Oman, the largest non-OPEC producer of oil in the Middle East, is planning to establish footholds in Africa and the United States of America for trading fuel and crude
Oman Trading International Limited plans to buy, lease or build fuel storage tanks in East Africa to boost sales on the continent. The company intends to invest up to US$50mn in facilities to store fuel in Mozambique or Tanzania to help supply markets in Africa’s landlocked interior, said CEO Talal Al Awfi without specifying the target markets. The planned storage facility will have a capacity of up to 100mn cu/m of refined products, and a deal for the facility is expected to be completed before the end of this year.
Opening an office in the USA is being planned for the first half of 2016 and it will enable the trading company to deal in refined products and Latin American crude. The increased local production in the USA has pushed out exports from countries like Colombia and Venezuela, and much of that crude from Latin America is now flowing to Asia, where Middle Eastern crudes were traditionally dominant, explained Al Awfi.

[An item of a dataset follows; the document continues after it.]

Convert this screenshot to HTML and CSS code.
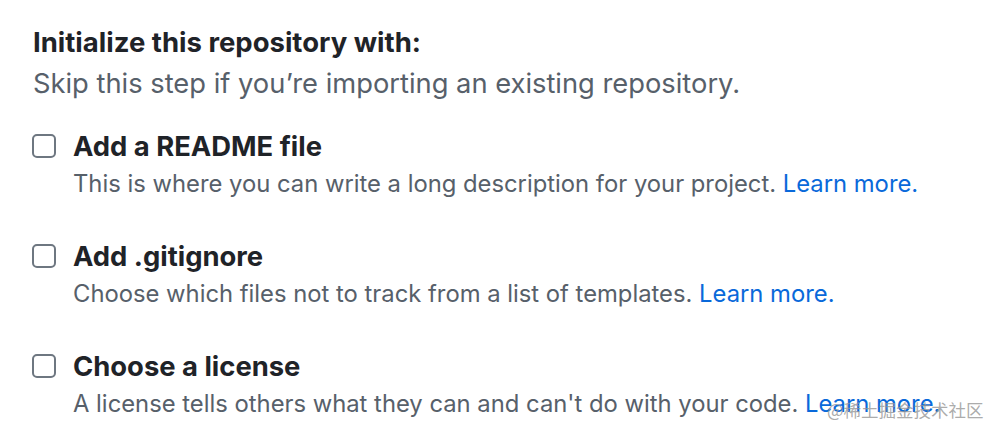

Oman sells most of its oil to China, a market where Middle Eastern crude producers are facing increasing competition from suppliers from outside the region. According to data from the Beijing-based General Administration of Customs, Russia surpassed Saudi Arabia to become China’s top supplier in May. Infrastructure investments in Africa and a physical presence in the USA are vital for Oman Trading to extend its reach beyond traditional markets in Asia, Al Awfi said.
The government of Oman owns 70 per cent of Oman Trading and plans to buy the other 30 per cent stake in the company held by Vitol Group. According to Al Awfi, the government of Oman had intended to take full control of Oman Trading ever since founding the business in 2006.